The Pentagon on Tuesday said it’s up to Congress to figure out a number of details about how Guantanamo Bay can be closed as lawmakers blasted the administration’s plan for its lack of specifics.
After the Pentagon released its plan to close Gitmo, press secretary Peter Cook said Congress will have the “ultimate say” in whether and how Gitmo closes, including which site the department selects for detaining the prisoners who can’t be released.
“Congress is going to have to decide ultimately whether this plan moves forward and in what shape, but we think we presented them with a pathway, a range of options,” Cook said.
The Pentagon conducted site visits last year at several state, federal and military prisons in Kansas, South Carolina and Colorado. Members of Congress from those states strongly condemned the plan. Sen. Pat Roberts, R-Kansas, is blocking President Obama’s pick to be Army secretary over an objection to moving Gitmo detainees to his state.
“The intention to send terrorists to the mainland is just another of the Obama administration’s misguided strategic national security decisions,” Roberts said in a statement last month. “Closing Guantanamo will never endear radical Islamic fundamentalists to America. It will simply move these detainees and their security risks north, to one of the communities in our states.”
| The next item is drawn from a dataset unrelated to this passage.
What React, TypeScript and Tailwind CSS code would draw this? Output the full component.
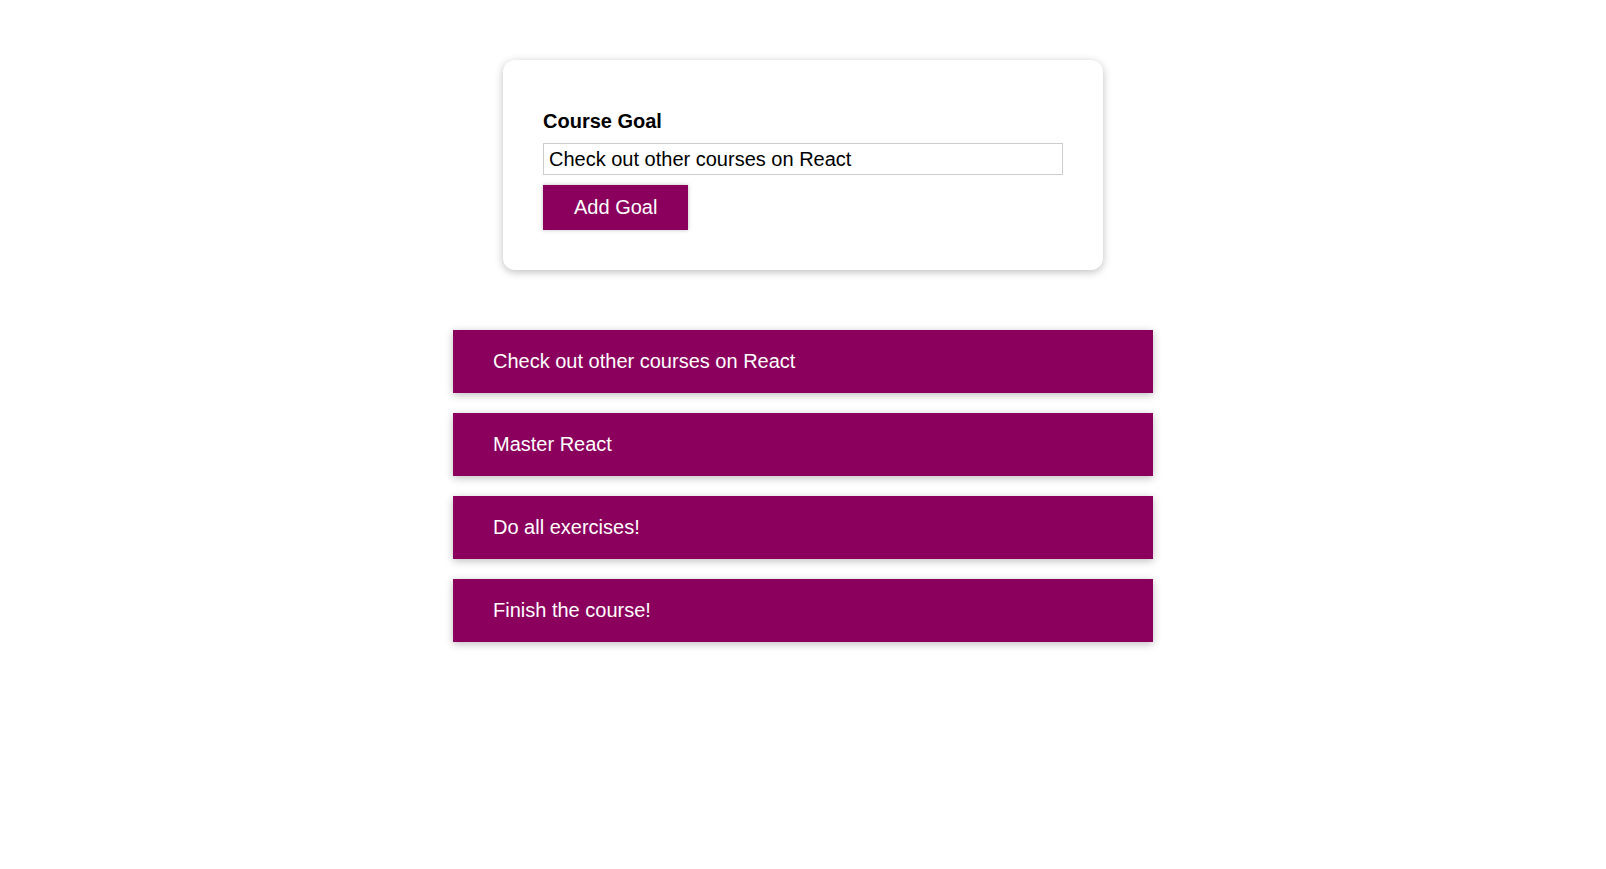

In addition, lawmakers criticized the Pentagon’s plan as being overly vague. The plan includes 13 possible sites, but doesn’t recommend one. Instead, a senior administration official said the plan lays out a prototype facility that would have certain required characteristics.
“What we received today is a vague menu of options, not a credible plan for closing Guantanamo, let alone a coherent policy to deal with future terrorist detainees,” Sen. John McCain, R-Ariz., said in a statement. “Rather than identify specific answers to those difficult questions, the president has essentially passed the buck to the Congress.”
But Cook said the plan is intentionally vague to leave room to take congressional input into account.
“Until we get some of those other design questions answered and we get input from members of Congress, that’s prevented us to some extent from being able to provide a specific recommendation,” he said.
An administration official also told reporters that laws passed by Congress prohibiting detainees from being moved to the U.S. had prevented the Pentagon from providing more concrete cost estimates.